The coefficients of variables HM and Worker indicate that the amount of NO_x emissions increases as the numbers of household members and workers increase. With regard to the vehicle ownership, large number of electric bicycles was found to be associated with the decrease in NO_x emissions. The coefficient of AN is negative, indicating that the NO_x emission decreases with an increase in the number of private cars. One possible reason for this result is that, in the household without private cars, people are likely to travel by public buses. As mentioned above, diesel vehicles such as buses have much higher emission factor of NO_x emissions than private cars. The coefficient of HI indicates that the household income is positively correlated with the amount of NO_x emissions.

With regard to the housing type, the coefficient of Tenement is positive, implying that the households with rented apartment have higher NO_x emissions. This result is intuitive that the household members are likely to travel by public buses. The positive coefficient of BusAccs indicates that the amount of NO_x emissions increase with an increase in the walking time to the nearest bus stop. People live far away from bus stop might use motorcycles, resulting in higher NO_x emissions.

4.3.3. Impacts of Household Characteristics on PM_2.5 Emissions

In the model of PM_2.5 emissions, eight variables significantly affect the amount of household PM_2.5 emissions. The variables Worker, Motor, AN, HI, CRBld, Villa and BusAccs all have positive impacts on PM_2.5 emissions. Only the variable eBike has a negative effect on PM_2.5 emissions.

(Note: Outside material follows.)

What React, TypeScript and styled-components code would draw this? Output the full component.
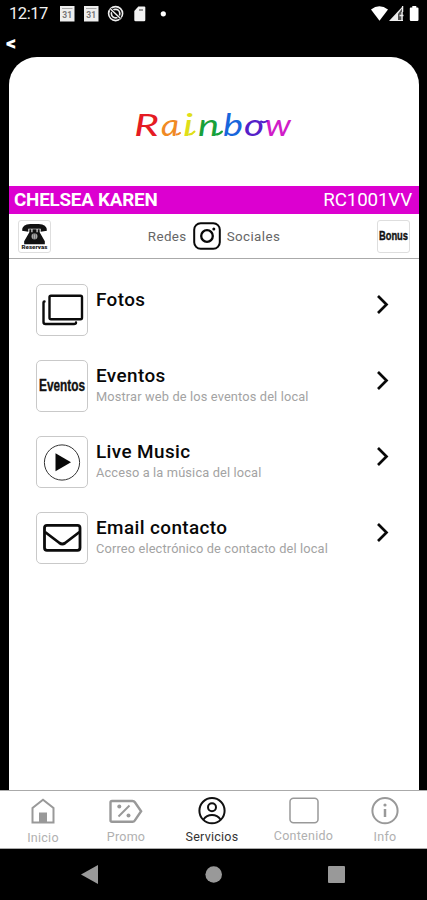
import React from 'react';
import styled, { createGlobalStyle } from 'styled-components';

const GlobalStyle = createGlobalStyle`
  * { box-sizing: border-box; }
  body { margin: 0; background: #000; font-family: Roboto, sans-serif; }
  svg { display: block; flex: none; overflow: visible; }
`;

const Screen = styled.div`
  width: 427px;
  height: 900px;
  display: flex;
  flex-direction: column;
  background: #000;
  overflow: hidden;
`;
const StatusBar = styled.div`
  height: 28px;
  display: flex;
  justify-content: space-between;
  color: #f2f2f2;
`;
const Clock = styled.span`
  width: 51px;
  padding-left: 9px;
  font-size: 16.5px;
  line-height: 28px;
  letter-spacing: -0.45px;
`;
const StatusGroup = styled.div`
  display: flex;
`;
const BackRow = styled.div`
  height: 29px;
  padding-left: 6px;
  color: #fff;
  font-size: 20px;
  font-weight: 900;
  line-height: 30px;
`;
const Card = styled.main`
  flex: 1;
  margin: 0 8px 0 9px;
  background: #fff;
  border-radius: 28px 28px 0 0;
  display: flex;
  flex-direction: column;
  overflow: hidden;
`;
const LogoArea = styled.div`
  height: 129px;
  flex: none;
  display: flex;
  justify-content: center;
  padding-top: 43px;
`;
const Banner = styled.div`
  height: 28px;
  flex: none;
  padding: 0 7px 0 5px;
  display: flex;
  justify-content: space-between;
  background: #dc00d0;
  color: #fff;
  font-size: 18.8px;
  line-height: 28px;
`;
const Member = styled.span`
  font-weight: 700;
  letter-spacing: -0.2px;
`;
const Code = styled.span`
  letter-spacing: -0.15px;
`;
const Social = styled.div`
  height: 45px;
  flex: none;
  padding: 0 9px;
  display: flex;
  align-items: center;
  justify-content: space-between;
  border-bottom: 1px solid #aaa;
`;
const SocialLinks = styled.div`
  display: flex;
  align-items: center;
  gap: 6px;
  color: #666;
  font-size: 13.4px;
  letter-spacing: 0.4px;
`;
const Tile = styled.div<{ $size: number }>`
  width: ${(p) => p.$size}px;
  height: ${(p) => p.$size}px;
  flex: none;
  display: flex;
  align-items: center;
  justify-content: center;
  border: 1px solid ${(p) => (p.$size > 40 ? '#c9c9c9' : '#dedede')};
  border-radius: ${(p) => (p.$size > 40 ? 5 : 3)}px;
`;
const List = styled.div`
  padding: 24.5px 30px 0 26.5px;
  display: flex;
  flex-direction: column;
  gap: 24px;
`;
const Item = styled.div`
  height: 52px;
  display: flex;
`;
const ItemText = styled.div`
  flex: 1;
  padding: 4.5px 0 0 8.5px;
`;
const Title = styled.div`
  font-size: 18.9px;
  line-height: 24px;
  font-weight: 500;
  letter-spacing: 0.4px;
  color: #080808;
`;
const Subtitle = styled.div`
  margin-top: 1px;
  font-size: 12.8px;
  line-height: 16px;
  letter-spacing: 0.15px;
  color: #a3a3a3;
`;
const ChevronBox = styled.div`
  padding-top: 11px;
`;
const Tabs = styled.nav`
  height: 59px;
  flex: none;
  display: grid;
  grid-template-columns: 86px 80px 92px 91px 72px;
  background: #fff;
  border-top: 1px solid #aaa;
  border-bottom: 1px solid #aaa;
`;
const Tab = styled.div<{ $active?: boolean }>`
  display: flex;
  flex-direction: column;
  align-items: center;
  padding-top: 4px;
  color: ${(p) => (p.$active ? '#111' : '#999')};
`;
const TabLabel = styled.span<{ $top: number; $active?: boolean }>`
  margin-top: ${(p) => p.$top}px;
  color: ${(p) => (p.$active ? '#333' : '#b0b0b0')};
  font-size: 12.5px;
  line-height: 15px;
  letter-spacing: 0.25px;
`;
const SystemBar = styled.div`
  height: 51px;
  flex: none;
  background: #000;
`;

/* Letter, colour, left edge, stretched advance */
const logo: [string, string, number, number][] = [
  ['R', '#e51b23', 2, 25], ['a', '#f08a24', 29, 18], ['i', '#e0df18', 51, 10],
  ['n', '#18a13a', 66, 21], ['b', '#1766dc', 91, 20], ['o', '#5520c8', 112, 20], ['w', '#d01cc8', 133, 26],
];

const Logo = () => (
  <svg width="164" height="48" viewBox="0 0 164 48">
    {logo.map(([char, color, x, width]) => (
      <text key={char} x={x} y="35.5" fill={color} fontFamily="Lato, sans-serif" fontStyle="italic"
        fontSize="31" textLength={width} lengthAdjust="spacingAndGlyphs">{char}</text>
    ))}
    <g fill="none" strokeWidth="2" strokeLinecap="round">
      <path d="M44.5 34.5q2 0 3.500-1.500" stroke="#f08a24" />
      <path d="M57 34.500q3 0 5.500-3" stroke="#e0df18" />
      <path d="M83.500 34.500q4 0 6.500-3" stroke="#18a13a" />
      <path d="M129 21.500q3 1.500 6-.5" stroke="#5520c8" />
    </g>
  </svg>
);

const StatusIcons = () => (
  <svg width="120" height="28" viewBox="51 0 120 28">
    {[60, 84].map((x) => (
      <g key={x}>
        <path d={`M${x} 6h14.5v15.5H${x}z`} fill="#eee" />
        <path d={`M${x + 2} 8.5h10.5`} stroke="#aaa" />
        <text x={x + 7.2} y="18" fontSize="8.5" fontWeight="700" fill="#777" textAnchor="middle">31</text>
      </g>
    ))}
    <circle cx="115.6" cy="13.6" r="7" fill="none" stroke="#eee" strokeWidth="1.6" />
    <circle cx="115.6" cy="13.6" r="4.2" fill="none" stroke="#eee" strokeWidth="1.7" />
    <path d="M110.5 9l10 9.5" stroke="#000" strokeWidth="3" />
    <path d="M110.5 9l10 9.5" stroke="#eee" strokeWidth="1.5" />
    <path d="M138.3 6.5h6q1 0 1 1V20q0 1.2-1.2 1.2h-8.5q-1.3 0-1.3-1.2v-9z" fill="#f2f2f2" />
    <path d="M139 10h4" stroke="#666" strokeWidth="1.3" />
    <circle cx="163.3" cy="13.8" r="2.6" fill="#fff" />
  </svg>
);

const SignalIcons = () => (
  <svg width="60" height="28" viewBox="367 0 60 28">
    <path d="M371 9.5Q379.3 2.8 388 9.5L379.5 20.7z" fill="#fff" />
    <path d="M403 6v15h-14z" fill="#eee" />
    <path d="M403 7v13h-5v-6z" fill="#000" opacity=".65" />
    <path d="M402.6 6v6M399.5 15.5h4M402 12v9" stroke="#eee" strokeWidth="1.3" />
    <path d="M412.3 6h4v1.6h1.2q1 0 1 1v11.2q0 1.2-1.2 1.2h-6.3q-1.2 0-1.2-1.2V8.600q0-1 1-1h1.500z" fill="#fff" />
  </svg>
);

const PhoneIcon = () => (
  <svg width="31" height="31" viewBox="0 0 30 30">
    <path d="M3 9.500Q3 3 11 3h8q8 0 8 6.500l-6 .8V7.500H9v2.800z" fill="#111" />
    <path d="M10 8h2v3h1V8h4v3h1V8h2v3l5 8.500v3H5v-3l5-8.500z" fill="#111" />
    <circle cx="15" cy="14.800" r="3" fill="#777" />
    <path d="M13 13v4m2-4v4m2-4v4" stroke="#ccc" strokeWidth=".6" />
    <text x="2.500" y="27.500" fontSize="6" fontWeight="900" textLength="25" lengthAdjust="spacingAndGlyphs" fill="#222">Reservas</text>
  </svg>
);

const WordIcon = ({ word, width, size }: { word: string; width: number; size: number }) => (
  <svg width={width} height="24" viewBox={`0 0 ${width} 24`}>
    <text x="0" y={size > 14 ? 17 : 15.5} fontFamily="Liberation Sans, sans-serif" fontWeight="700" fontSize={size}
      textLength={width} lengthAdjust="spacingAndGlyphs" fill="#111" stroke="#111" strokeWidth=".4">{word}</text>
  </svg>
);

const Instagram = () => (
  <svg width="28" height="28" viewBox="0 0 28 28" fill="none" stroke="#080808" strokeWidth="2">
    <rect x="1.200" y="1.200" width="25.600" height="25.600" rx="6.500" />
    <circle cx="14" cy="14" r="5.800" strokeWidth="2.300" />
    <circle cx="20.800" cy="7" r="1.500" fill="#080808" stroke="none" />
  </svg>
);

const PhotosIcon = () => (
  <svg width="50" height="50" viewBox="0 0 50 50" fill="none" stroke="#0b0b0b" strokeWidth="2.400" strokeLinecap="round">
    <rect x="12.500" y="10.800" width="32.500" height="23.400" rx="1.500" />
    <path d="M7.500 16.500q-1 0-1 1V37q0 2 2 2H37q2 0 2-1.500" />
  </svg>
);
const PlayIcon = () => (
  <svg width="50" height="50" viewBox="0 0 50 50">
    <circle cx="25" cy="25.500" r="17.600" fill="none" stroke="#333" strokeWidth="1" />
    <path d="M18.500 16.200v18L34 25.200z" fill="#080808" />
  </svg>
);
const MailIcon = () => (
  <svg width="50" height="50" viewBox="0 0 50 50" fill="none" stroke="#0b0b0b" strokeWidth="2.800" strokeLinejoin="round">
    <rect x="7.500" y="12.300" width="35.500" height="25" rx="2.500" />
    <path d="M8 19l14.500 11q2.800 2 5.600 0L42.500 19" />
  </svg>
);
const Chevron = () => (
  <svg width="13" height="20" viewBox="0 0 13 20" fill="none" stroke="#080808" strokeWidth="2.700">
    <path d="M2 1l8.500 8.500L2 18" />
  </svg>
);

const TabIcon = ({ kind }: { kind: string }) => (
  <svg width="36" height="32" viewBox="0 0 36 32" fill="none" stroke="currentColor" strokeWidth="2">
    {kind === 'home' && <><path d="M7.500 27.500V13L18 4.700 28.500 13v14.500z" strokeWidth="2" /><path d="M14 17.500h8v10h-8z" fill="currentColor" stroke="none" /></>}
    {kind === 'promo' && <><path d="M4 6h20.500q1.500 0 2.400 1.300l6.200 9-6.200 9q-.9 1.500-2.400 1.500H4q-1.500 0-1.500-1.500V7.500Q2.500 6 4 6z" strokeWidth="2.400" /><path d="M10.500 21.500l11-11" /><circle cx="11.300" cy="11.500" r="2" fill="currentColor" stroke="none" /><circle cx="20.500" cy="20.500" r="2" fill="currentColor" stroke="none" /></>}
    {kind === 'user' && <><circle cx="18" cy="15.700" r="12.600" /><circle cx="18" cy="12.300" r="4" /><path d="M9.500 24.500q3-4.500 8.500-4.500t8.500 4.500" /></>}
    {kind === 'box' && <rect x="4" y="3.300" width="28" height="24.500" rx="3.500" strokeWidth="1.500" />}
    {kind === 'info' && <><circle cx="18" cy="15.700" r="12.600" /><path d="M18 14v8" strokeWidth="2.500" /><circle cx="18" cy="10" r="1.600" fill="currentColor" stroke="none" /></>}
  </svg>
);

const items = [
  { title: 'Fotos', text: '', icon: <PhotosIcon /> },
  { title: 'Eventos', text: 'Mostrar web de los eventos del local', icon: <WordIcon word="Eventos" width={46} size={16.5} /> },
  { title: 'Live Music', text: 'Acceso a la música del local', icon: <PlayIcon /> },
  { title: 'Email contacto', text: 'Correo electrónico de contacto del local', icon: <MailIcon /> },
];
const tabs = [
  { name: 'Inicio', kind: 'home', top: 3 },
  { name: 'Promo', kind: 'promo', top: 2 },
  { name: 'Servicios', kind: 'user', top: 2, active: true },
  { name: 'Contenido', kind: 'box', top: 0.5 },
  { name: 'Info', kind: 'info', top: 2 },
];

export default function App() {
  return (
    <Screen>
      <GlobalStyle />
      <StatusBar>
        <StatusGroup><Clock>12:17</Clock><StatusIcons /></StatusGroup>
        <SignalIcons />
      </StatusBar>
      <BackRow>&lt;</BackRow>
      <Card>
        <LogoArea><Logo /></LogoArea>
        <Banner><Member>CHELSEA KAREN</Member><Code>RC1001VV</Code></Banner>
        <Social>
          <Tile $size={33}><PhoneIcon /></Tile>
          <SocialLinks><span>Redes</span><Instagram /><span>Sociales</span></SocialLinks>
          <Tile $size={33}><WordIcon word="Bonus" width={29} size={12.5} /></Tile>
        </Social>
        <List>
          {items.map((item) => (
            <Item key={item.title}>
              <Tile $size={52}>{item.icon}</Tile>
              <ItemText><Title>{item.title}</Title><Subtitle>{item.text}</Subtitle></ItemText>
              <ChevronBox><Chevron /></ChevronBox>
            </Item>
          ))}
        </List>
      </Card>
      <Tabs>
        {tabs.map((tab) => (
          <Tab key={tab.name} $active={tab.active}>
            <TabIcon kind={tab.kind} />
            <TabLabel $top={tab.top} $active={tab.active}>{tab.name}</TabLabel>
          </Tab>
        ))}
      </Tabs>
      <SystemBar>
        <svg width="427" height="51" viewBox="0 849 427 51" fill="#999">
          <path d="M81 874.500l17-9.500v19z" />
          <circle cx="213.700" cy="874.500" r="8.300" />
          <rect x="328" y="866" width="17" height="17" rx="1" />
        </svg>
      </SystemBar>
    </Screen>
  );
}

The coefficient of Worker indicates that the number of workers in a household is positively correlated with PM_2.5 emissions. As expected, the amount of PM_2.5 emissions increases with an increase in the motorcycle and private cars in a household. The number of electric bicycles was found to be negatively correlated with PM_2.5 emissions. The household annual income is positively associated with PM_2.5 emissions. With regard to the housing type, both commercial residential buildings and villas have positive correlations with PM_2.5 emissions. The coefficient of BusAccs is also positive in the model of PM_2.5 emissions, indicating that the amount of household PM_2.5 emissions increases with an increase in the distance between the dwelling place and the nearest bus stop.

Comparing the results of the three regressions, the contributing factors are slightly different among the three different emissions. The number of motorcycles, number of private cars, and household income significantly affect all three emissions. The number of motorcycles in a household has positive effect on all three emissions. The number of private cars in a household has a positive effect on the CO and PM_2.5 emissions, but a negative effect on the NOx emissions. The household income is positively correlated with the amount of all three emissions.

5. Conclusions

This study aimed to investigate the effects of household characteristics on household vehicle emissions. Based on the household travel survey data, the vehicle emissions of household members’ trips were calculated by the average speed emission factors. Statistics tests and multiple linear regression were then conducted to evaluate the effects of household characteristics on household daily traffic emissions. The following conclusions are made on the basis of the data analysis results:

(1) The average daily emissions of CO, NO_x and PM_2.5 per household for all samples are 8.66 g, 0.55 g and 0.04 g respectively. The average daily traffic emissions of CO, NO_x and PM_2.5 per household for the non-zero emission samples are 14.45 g, 0.92 g and 0.07 g, respectively. The household emissions were found to have imbalanced distributions over households. The top 5% high-emission households were responsible for about 27% total emissions, and the top 20% high-emission households were responsible for nearly two thirds of the total emissions.

(2) The one-way ANOVA tests indicated that the means of CO, NOx and PM_2.5 emissions are significantly different over households with different member number, automobile number, annual income and access to the subway. The number of household members was found to be positively correlated with all three emissions. The household automobile number and annual income were found to have positive effects on all three emissions. The households with better access to the subway do not have obvious lower daily traffic emissions.

(3) To further investigate the effects of household characteristics on the three emissions, the multiple linear regression model was developed for each pollutant. The results suggested that the contributing factors are slightly different across the three different emissions. More specifically, the number of bicycles has negative effects on CO emissions. The household income, motorcycle number, private car number and access to public transport were found to have positive effect on CO emissions. In the regression model for the NOx Emissions, the household members, worker number, motorcycle number, household income, and bus stop access have positive effects. The numbers of e-bikes and private cars were found to be negatively correlated with NOx Emissions. The regression analyses of PM_2.5 emissions indicated that the number of e-bikes has a negative effect on PM_2.5 emissions. The number of workers, number of motorcycles and private cars, household annual income, commercial residential buildings and villas, and access to public transport were found to have positive effects on PM_2.5 emissions.

The results of this study were obtained based on the data from the Nanjing City, which is a typical second-tier city in China. Although these results might not be directly applicable to other type cities, the modeling framework of this study can be directly transferred to other type cities. When the data from other cities are available, the used framework in this study can be easily used to reveal the new results. A future study might focus on comparing the results of different types of cities.